▶ **Information provided**:
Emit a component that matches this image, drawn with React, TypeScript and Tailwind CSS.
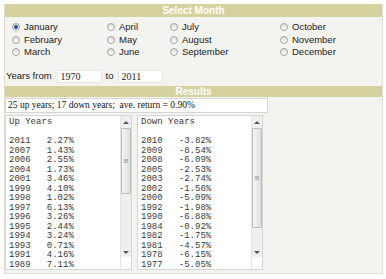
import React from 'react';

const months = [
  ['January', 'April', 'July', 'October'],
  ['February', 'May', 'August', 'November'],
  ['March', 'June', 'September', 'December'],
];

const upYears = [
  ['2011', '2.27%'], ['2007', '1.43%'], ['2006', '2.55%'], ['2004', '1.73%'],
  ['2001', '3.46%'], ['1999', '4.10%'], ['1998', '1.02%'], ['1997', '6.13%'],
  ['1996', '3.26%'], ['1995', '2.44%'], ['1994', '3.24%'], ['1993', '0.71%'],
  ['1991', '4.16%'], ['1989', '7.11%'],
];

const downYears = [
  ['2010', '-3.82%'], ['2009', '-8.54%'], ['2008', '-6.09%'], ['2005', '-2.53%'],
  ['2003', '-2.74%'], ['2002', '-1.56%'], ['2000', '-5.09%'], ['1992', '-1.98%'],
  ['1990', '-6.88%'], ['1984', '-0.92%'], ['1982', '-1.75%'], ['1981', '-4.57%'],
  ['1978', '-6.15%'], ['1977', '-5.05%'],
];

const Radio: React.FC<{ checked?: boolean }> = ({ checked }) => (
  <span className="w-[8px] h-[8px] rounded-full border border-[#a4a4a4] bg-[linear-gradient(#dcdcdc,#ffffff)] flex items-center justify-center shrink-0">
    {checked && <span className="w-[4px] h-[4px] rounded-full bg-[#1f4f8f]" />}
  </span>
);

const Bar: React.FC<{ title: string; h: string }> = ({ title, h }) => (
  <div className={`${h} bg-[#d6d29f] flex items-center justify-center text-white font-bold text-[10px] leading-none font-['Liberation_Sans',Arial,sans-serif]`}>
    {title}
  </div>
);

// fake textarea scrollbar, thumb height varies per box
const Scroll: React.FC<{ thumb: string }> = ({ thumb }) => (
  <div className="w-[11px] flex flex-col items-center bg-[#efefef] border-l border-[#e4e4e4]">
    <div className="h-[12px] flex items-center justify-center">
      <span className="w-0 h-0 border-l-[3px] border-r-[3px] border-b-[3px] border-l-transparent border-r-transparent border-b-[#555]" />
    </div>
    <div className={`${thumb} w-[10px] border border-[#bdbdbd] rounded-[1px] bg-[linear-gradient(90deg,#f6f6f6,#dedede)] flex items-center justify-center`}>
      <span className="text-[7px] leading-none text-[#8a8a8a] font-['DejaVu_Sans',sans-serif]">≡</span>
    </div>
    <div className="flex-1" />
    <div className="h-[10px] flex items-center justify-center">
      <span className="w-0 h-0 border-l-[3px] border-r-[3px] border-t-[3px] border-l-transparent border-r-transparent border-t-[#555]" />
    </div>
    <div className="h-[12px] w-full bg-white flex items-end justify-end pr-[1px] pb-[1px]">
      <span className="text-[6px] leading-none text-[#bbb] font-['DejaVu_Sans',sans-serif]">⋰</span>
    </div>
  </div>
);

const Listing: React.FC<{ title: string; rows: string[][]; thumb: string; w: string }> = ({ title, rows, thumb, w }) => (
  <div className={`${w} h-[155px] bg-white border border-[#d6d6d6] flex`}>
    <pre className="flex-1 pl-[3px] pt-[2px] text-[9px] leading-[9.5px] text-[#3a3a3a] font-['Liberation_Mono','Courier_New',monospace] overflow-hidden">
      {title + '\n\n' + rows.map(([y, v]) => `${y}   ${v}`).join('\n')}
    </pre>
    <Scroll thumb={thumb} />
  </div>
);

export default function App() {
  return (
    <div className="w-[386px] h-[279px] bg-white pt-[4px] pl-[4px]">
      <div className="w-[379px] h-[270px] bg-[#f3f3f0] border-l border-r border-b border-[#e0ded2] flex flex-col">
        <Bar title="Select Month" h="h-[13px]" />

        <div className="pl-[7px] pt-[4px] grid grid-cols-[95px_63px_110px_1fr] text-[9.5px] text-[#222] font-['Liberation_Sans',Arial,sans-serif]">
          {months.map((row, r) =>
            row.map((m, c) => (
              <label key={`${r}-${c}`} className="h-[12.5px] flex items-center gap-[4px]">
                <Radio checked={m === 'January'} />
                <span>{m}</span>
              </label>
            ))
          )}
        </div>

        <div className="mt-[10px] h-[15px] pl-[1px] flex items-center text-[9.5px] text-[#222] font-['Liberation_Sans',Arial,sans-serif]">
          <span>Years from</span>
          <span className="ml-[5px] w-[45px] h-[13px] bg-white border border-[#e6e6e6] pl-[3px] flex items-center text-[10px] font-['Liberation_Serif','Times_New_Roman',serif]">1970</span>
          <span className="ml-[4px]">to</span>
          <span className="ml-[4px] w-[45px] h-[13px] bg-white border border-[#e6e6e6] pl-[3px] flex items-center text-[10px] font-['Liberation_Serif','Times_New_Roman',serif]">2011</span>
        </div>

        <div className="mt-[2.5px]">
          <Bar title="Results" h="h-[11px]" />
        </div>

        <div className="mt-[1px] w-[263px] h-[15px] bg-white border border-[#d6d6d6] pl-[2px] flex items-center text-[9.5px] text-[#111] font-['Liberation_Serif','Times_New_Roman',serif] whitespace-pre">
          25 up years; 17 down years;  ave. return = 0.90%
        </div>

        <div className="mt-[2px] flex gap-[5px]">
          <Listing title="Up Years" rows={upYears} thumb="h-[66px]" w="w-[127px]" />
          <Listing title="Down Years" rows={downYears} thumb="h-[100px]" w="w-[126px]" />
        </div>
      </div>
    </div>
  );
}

▶ **Task to carry out**:
Quote all the lines above exactly as given. Do not include the pictures.

▶ **Task output**:
Emit a component that matches this image, drawn with React, TypeScript and Tailwind CSS.
import React from 'react';

const months = [
  ['January', 'April', 'July', 'October'],
  ['February', 'May', 'August', 'November'],
  ['March', 'June', 'September', 'December'],
];

const upYears = [
  ['2011', '2.27%'], ['2007', '1.43%'], ['2006', '2.55%'], ['2004', '1.73%'],
  ['2001', '3.46%'], ['1999', '4.10%'], ['1998', '1.02%'], ['1997', '6.13%'],
  ['1996', '3.26%'], ['1995', '2.44%'], ['1994', '3.24%'], ['1993', '0.71%'],
  ['1991', '4.16%'], ['1989', '7.11%'],
];

const downYears = [
  ['2010', '-3.82%'], ['2009', '-8.54%'], ['2008', '-6.09%'], ['2005', '-2.53%'],
  ['2003', '-2.74%'], ['2002', '-1.56%'], ['2000', '-5.09%'], ['1992', '-1.98%'],
  ['1990', '-6.88%'], ['1984', '-0.92%'], ['1982', '-1.75%'], ['1981', '-4.57%'],
  ['1978', '-6.15%'], ['1977', '-5.05%'],
];

const Radio: React.FC<{ checked?: boolean }> = ({ checked }) => (
  <span className="w-[8px] h-[8px] rounded-full border border-[#a4a4a4] bg-[linear-gradient(#dcdcdc,#ffffff)] flex items-center justify-center shrink-0">
    {checked && <span className="w-[4px] h-[4px] rounded-full bg-[#1f4f8f]" />}
  </span>
);

const Bar: React.FC<{ title: string; h: string }> = ({ title, h }) => (
  <div className={`${h} bg-[#d6d29f] flex items-center justify-center text-white font-bold text-[10px] leading-none font-['Liberation_Sans',Arial,sans-serif]`}>
    {title}
  </div>
);

// fake textarea scrollbar, thumb height varies per box
const Scroll: React.FC<{ thumb: string }> = ({ thumb }) => (
  <div className="w-[11px] flex flex-col items-center bg-[#efefef] border-l border-[#e4e4e4]">
    <div className="h-[12px] flex items-center justify-center">
      <span className="w-0 h-0 border-l-[3px] border-r-[3px] border-b-[3px] border-l-transparent border-r-transparent border-b-[#555]" />
    </div>
    <div className={`${thumb} w-[10px] border border-[#bdbdbd] rounded-[1px] bg-[linear-gradient(90deg,#f6f6f6,#dedede)] flex items-center justify-center`}>
      <span className="text-[7px] leading-none text-[#8a8a8a] font-['DejaVu_Sans',sans-serif]">≡</span>
    </div>
    <div className="flex-1" />
    <div className="h-[10px] flex items-center justify-center">
      <span className="w-0 h-0 border-l-[3px] border-r-[3px] border-t-[3px] border-l-transparent border-r-transparent border-t-[#555]" />
    </div>
    <div className="h-[12px] w-full bg-white flex items-end justify-end pr-[1px] pb-[1px]">
      <span className="text-[6px] leading-none text-[#bbb] font-['DejaVu_Sans',sans-serif]">⋰</span>
    </div>
  </div>
);

const Listing: React.FC<{ title: string; rows: string[][]; thumb: string; w: string }> = ({ title, rows, thumb, w }) => (
  <div className={`${w} h-[155px] bg-white border border-[#d6d6d6] flex`}>
    <pre className="flex-1 pl-[3px] pt-[2px] text-[9px] leading-[9.5px] text-[#3a3a3a] font-['Liberation_Mono','Courier_New',monospace] overflow-hidden">
      {title + '\n\n' + rows.map(([y, v]) => `${y}   ${v}`).join('\n')}
    </pre>
    <Scroll thumb={thumb} />
  </div>
);

export default function App() {
  return (
    <div className="w-[386px] h-[279px] bg-white pt-[4px] pl-[4px]">
      <div className="w-[379px] h-[270px] bg-[#f3f3f0] border-l border-r border-b border-[#e0ded2] flex flex-col">
        <Bar title="Select Month" h="h-[13px]" />

        <div className="pl-[7px] pt-[4px] grid grid-cols-[95px_63px_110px_1fr] text-[9.5px] text-[#222] font-['Liberation_Sans',Arial,sans-serif]">
          {months.map((row, r) =>
            row.map((m, c) => (
              <label key={`${r}-${c}`} className="h-[12.5px] flex items-center gap-[4px]">
                <Radio checked={m === 'January'} />
                <span>{m}</span>
              </label>
            ))
          )}
        </div>

        <div className="mt-[10px] h-[15px] pl-[1px] flex items-center text-[9.5px] text-[#222] font-['Liberation_Sans',Arial,sans-serif]">
          <span>Years from</span>
          <span className="ml-[5px] w-[45px] h-[13px] bg-white border border-[#e6e6e6] pl-[3px] flex items-center text-[10px] font-['Liberation_Serif','Times_New_Roman',serif]">1970</span>
          <span className="ml-[4px]">to</span>
          <span className="ml-[4px] w-[45px] h-[13px] bg-white border border-[#e6e6e6] pl-[3px] flex items-center text-[10px] font-['Liberation_Serif','Times_New_Roman',serif]">2011</span>
        </div>

        <div className="mt-[2.5px]">
          <Bar title="Results" h="h-[11px]" />
        </div>

        <div className="mt-[1px] w-[263px] h-[15px] bg-white border border-[#d6d6d6] pl-[2px] flex items-center text-[9.5px] text-[#111] font-['Liberation_Serif','Times_New_Roman',serif] whitespace-pre">
          25 up years; 17 down years;  ave. return = 0.90%
        </div>

        <div className="mt-[2px] flex gap-[5px]">
          <Listing title="Up Years" rows={upYears} thumb="h-[66px]" w="w-[127px]" />
          <Listing title="Down Years" rows={downYears} thumb="h-[100px]" w="w-[126px]" />
        </div>
      </div>
    </div>
  );
}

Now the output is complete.